▸ CHALLENGE
Please give back word for word the lines below, from the first one through the one with "customElement, property, state".

▸ GIVEN MATERIAL
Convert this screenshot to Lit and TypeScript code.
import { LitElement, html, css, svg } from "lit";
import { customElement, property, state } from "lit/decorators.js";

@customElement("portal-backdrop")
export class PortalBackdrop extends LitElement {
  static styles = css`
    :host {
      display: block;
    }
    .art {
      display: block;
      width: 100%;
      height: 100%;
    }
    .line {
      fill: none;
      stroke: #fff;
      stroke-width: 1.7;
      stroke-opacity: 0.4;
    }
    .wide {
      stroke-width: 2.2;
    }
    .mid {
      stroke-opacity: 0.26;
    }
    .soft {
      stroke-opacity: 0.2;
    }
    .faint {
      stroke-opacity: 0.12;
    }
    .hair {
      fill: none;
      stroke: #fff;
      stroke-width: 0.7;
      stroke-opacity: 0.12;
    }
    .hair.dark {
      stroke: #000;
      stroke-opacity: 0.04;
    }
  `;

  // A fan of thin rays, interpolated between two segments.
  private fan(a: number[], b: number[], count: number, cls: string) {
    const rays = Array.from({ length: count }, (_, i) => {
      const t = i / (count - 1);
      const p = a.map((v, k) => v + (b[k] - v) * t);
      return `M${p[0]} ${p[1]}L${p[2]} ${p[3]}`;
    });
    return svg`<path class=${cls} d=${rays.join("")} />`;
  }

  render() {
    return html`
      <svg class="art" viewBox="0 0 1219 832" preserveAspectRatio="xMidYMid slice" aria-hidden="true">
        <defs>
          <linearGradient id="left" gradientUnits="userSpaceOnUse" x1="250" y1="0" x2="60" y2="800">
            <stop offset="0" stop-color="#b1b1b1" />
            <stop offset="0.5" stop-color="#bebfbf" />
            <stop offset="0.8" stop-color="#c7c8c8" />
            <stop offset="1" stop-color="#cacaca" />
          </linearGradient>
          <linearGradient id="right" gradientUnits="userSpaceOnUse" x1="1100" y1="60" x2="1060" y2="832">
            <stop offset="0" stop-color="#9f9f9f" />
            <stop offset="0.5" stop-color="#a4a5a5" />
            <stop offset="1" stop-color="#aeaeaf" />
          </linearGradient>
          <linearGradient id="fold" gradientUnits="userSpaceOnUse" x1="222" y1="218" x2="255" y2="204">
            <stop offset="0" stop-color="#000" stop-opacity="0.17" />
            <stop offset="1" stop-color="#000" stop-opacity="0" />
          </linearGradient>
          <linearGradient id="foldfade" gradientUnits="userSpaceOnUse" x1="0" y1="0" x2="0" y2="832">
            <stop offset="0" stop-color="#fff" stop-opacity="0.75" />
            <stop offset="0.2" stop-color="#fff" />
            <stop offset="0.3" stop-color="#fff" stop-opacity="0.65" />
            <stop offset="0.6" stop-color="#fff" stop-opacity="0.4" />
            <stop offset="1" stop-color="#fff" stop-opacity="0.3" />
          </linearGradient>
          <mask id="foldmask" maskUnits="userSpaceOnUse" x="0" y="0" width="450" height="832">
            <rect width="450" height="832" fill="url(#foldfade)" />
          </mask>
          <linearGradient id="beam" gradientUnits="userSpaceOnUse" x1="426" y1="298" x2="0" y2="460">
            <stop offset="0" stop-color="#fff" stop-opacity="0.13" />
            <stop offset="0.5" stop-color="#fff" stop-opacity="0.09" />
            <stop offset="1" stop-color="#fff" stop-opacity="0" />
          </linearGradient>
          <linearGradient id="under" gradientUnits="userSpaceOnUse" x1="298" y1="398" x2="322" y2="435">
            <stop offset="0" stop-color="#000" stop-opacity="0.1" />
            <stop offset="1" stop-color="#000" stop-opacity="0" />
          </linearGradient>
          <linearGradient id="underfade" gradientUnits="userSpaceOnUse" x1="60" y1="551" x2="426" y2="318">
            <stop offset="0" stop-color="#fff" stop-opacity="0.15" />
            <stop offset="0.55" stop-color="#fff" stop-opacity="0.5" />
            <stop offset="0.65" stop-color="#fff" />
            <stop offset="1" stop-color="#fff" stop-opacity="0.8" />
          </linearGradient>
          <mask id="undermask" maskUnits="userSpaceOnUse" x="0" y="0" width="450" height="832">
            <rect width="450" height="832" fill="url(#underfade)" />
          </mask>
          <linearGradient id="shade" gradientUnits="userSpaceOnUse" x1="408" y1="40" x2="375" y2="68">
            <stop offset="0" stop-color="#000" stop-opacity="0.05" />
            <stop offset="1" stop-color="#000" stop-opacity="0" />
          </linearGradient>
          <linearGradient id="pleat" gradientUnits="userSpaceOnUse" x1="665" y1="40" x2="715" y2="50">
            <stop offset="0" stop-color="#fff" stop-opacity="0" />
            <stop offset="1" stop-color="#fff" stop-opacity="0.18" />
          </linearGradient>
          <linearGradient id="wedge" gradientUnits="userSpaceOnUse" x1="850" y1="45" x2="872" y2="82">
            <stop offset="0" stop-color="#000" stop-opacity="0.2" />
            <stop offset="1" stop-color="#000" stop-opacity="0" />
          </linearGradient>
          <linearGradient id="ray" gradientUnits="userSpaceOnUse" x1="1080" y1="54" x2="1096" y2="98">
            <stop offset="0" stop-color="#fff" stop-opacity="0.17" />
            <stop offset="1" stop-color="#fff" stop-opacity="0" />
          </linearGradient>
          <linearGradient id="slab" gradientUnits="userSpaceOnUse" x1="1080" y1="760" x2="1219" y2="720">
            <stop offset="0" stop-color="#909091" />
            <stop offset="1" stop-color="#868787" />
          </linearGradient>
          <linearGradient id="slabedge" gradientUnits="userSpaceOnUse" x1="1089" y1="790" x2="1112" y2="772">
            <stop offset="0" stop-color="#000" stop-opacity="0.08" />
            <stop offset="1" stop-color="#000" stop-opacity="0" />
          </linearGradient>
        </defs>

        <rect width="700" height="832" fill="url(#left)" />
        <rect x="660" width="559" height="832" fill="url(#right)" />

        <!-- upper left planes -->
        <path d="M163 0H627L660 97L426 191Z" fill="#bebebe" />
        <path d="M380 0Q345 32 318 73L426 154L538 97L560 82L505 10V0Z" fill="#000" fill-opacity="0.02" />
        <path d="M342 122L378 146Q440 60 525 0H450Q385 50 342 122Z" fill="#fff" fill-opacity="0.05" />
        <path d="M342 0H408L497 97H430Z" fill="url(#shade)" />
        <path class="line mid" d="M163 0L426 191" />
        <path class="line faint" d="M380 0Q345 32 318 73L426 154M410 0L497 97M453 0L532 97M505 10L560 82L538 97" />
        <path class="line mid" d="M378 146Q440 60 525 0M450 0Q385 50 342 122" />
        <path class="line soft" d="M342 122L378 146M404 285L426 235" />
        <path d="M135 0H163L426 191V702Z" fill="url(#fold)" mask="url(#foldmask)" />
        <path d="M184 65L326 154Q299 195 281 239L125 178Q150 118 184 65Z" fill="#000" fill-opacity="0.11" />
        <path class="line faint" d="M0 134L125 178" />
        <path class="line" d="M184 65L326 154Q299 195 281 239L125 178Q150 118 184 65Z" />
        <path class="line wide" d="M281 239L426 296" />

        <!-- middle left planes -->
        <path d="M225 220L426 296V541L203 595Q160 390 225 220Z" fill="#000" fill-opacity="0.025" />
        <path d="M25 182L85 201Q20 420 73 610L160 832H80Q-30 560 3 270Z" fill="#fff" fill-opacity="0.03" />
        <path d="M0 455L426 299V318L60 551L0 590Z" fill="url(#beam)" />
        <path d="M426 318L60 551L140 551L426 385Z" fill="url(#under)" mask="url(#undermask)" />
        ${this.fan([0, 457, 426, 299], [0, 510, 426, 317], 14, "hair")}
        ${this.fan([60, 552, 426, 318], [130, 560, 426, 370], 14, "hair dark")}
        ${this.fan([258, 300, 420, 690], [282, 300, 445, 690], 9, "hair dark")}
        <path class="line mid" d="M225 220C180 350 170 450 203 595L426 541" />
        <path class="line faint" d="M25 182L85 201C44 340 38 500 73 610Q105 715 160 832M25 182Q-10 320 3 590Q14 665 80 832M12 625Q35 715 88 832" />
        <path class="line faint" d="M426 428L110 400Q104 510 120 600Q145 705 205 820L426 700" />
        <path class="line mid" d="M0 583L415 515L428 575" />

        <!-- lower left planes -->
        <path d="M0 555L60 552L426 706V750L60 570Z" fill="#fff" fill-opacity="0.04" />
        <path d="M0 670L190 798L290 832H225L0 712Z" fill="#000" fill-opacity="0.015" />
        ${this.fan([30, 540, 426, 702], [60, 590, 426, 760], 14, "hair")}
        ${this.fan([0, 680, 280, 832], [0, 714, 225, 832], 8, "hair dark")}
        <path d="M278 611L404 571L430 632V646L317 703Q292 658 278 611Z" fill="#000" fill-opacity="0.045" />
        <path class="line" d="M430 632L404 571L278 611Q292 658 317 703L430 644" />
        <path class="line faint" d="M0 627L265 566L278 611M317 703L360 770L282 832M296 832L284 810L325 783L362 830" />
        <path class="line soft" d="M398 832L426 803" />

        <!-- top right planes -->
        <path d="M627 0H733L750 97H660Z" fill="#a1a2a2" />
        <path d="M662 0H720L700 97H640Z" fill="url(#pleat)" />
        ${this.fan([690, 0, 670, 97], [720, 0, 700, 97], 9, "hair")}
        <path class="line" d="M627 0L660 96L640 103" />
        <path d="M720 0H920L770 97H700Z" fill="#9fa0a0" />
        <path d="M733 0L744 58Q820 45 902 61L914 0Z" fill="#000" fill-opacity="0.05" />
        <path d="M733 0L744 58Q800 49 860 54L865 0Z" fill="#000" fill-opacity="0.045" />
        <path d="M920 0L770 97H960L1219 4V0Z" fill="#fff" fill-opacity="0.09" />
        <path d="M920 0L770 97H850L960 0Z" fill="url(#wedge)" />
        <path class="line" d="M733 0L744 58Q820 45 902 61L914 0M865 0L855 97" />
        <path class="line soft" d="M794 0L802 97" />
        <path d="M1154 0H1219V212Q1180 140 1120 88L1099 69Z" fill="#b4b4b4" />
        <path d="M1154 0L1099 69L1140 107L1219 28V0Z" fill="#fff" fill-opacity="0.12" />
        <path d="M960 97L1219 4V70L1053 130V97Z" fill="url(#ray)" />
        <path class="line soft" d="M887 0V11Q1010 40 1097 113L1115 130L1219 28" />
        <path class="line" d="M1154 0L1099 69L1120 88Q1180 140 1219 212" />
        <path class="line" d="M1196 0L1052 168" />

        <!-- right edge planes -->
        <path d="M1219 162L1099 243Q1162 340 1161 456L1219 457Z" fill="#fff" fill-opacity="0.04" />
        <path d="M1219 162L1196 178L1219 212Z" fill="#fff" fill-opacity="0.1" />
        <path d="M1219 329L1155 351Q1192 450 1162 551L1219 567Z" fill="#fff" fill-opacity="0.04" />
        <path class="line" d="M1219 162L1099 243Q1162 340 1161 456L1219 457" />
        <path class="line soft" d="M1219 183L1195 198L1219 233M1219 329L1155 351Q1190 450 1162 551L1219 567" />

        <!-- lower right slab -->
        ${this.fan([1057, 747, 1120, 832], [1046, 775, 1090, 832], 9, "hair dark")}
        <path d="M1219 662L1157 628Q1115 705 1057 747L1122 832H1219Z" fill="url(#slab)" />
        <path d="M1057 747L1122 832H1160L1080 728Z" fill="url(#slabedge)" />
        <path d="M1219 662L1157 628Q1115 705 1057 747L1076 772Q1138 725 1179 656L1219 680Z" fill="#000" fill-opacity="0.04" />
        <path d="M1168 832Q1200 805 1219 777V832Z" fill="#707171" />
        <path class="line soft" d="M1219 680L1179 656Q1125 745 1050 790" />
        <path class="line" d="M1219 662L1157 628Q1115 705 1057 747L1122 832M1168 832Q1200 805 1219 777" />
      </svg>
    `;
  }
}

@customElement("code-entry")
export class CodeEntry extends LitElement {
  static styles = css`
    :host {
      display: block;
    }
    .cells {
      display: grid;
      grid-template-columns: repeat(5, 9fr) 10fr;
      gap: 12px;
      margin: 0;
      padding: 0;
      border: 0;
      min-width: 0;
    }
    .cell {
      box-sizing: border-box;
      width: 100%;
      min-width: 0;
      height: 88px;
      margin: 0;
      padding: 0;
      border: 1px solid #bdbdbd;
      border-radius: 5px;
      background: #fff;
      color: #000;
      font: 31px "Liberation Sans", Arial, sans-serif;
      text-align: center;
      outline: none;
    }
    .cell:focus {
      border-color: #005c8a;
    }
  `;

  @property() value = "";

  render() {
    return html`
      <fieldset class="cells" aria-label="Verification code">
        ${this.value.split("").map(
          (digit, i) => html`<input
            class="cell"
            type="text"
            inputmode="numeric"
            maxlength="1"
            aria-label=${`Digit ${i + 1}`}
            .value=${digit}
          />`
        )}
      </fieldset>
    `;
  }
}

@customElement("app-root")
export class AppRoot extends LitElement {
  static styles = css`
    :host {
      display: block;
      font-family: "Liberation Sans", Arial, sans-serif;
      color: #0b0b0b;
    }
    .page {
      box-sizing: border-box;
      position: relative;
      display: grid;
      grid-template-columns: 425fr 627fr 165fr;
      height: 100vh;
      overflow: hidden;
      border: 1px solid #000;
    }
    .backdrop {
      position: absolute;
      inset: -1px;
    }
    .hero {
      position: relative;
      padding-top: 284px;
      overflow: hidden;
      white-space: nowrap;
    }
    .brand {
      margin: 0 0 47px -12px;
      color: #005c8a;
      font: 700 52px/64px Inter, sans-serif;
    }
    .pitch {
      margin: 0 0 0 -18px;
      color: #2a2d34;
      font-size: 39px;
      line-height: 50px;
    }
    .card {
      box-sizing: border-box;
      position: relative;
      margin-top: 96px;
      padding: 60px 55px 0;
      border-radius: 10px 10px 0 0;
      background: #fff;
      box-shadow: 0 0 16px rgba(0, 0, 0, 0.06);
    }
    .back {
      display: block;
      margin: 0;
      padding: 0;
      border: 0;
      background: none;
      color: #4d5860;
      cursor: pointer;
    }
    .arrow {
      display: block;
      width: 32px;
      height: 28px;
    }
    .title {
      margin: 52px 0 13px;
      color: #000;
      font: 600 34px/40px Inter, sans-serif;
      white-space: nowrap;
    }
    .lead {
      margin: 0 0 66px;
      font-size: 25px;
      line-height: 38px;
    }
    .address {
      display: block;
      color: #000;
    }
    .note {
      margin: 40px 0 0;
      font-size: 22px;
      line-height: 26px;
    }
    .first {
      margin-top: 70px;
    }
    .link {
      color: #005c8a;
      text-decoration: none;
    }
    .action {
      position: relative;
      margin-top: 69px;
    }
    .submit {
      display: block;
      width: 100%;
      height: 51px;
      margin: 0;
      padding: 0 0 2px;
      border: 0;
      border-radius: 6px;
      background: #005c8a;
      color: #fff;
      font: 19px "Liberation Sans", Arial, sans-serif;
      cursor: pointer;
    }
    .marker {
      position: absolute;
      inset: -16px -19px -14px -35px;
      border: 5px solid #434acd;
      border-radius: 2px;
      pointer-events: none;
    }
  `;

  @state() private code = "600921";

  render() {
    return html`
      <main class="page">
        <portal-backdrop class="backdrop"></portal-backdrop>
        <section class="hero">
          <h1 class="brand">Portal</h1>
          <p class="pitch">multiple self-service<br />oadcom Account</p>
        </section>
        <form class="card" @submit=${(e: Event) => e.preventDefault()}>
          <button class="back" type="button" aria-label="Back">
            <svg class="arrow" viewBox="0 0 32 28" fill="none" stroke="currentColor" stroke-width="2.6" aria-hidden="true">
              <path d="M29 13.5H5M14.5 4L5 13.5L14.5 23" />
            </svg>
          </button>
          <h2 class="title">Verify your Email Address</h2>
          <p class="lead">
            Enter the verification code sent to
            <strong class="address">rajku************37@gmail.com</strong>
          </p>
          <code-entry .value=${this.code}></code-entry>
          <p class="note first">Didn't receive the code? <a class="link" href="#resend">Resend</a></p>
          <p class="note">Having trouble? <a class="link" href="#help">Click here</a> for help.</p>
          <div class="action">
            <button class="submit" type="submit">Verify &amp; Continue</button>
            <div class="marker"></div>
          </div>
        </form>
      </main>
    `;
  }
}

▸ EXPECTED ANSWER
Convert this screenshot to Lit and TypeScript code.
import { LitElement, html, css, svg } from "lit";
import { customElement, property, state } from "lit/decorators.js";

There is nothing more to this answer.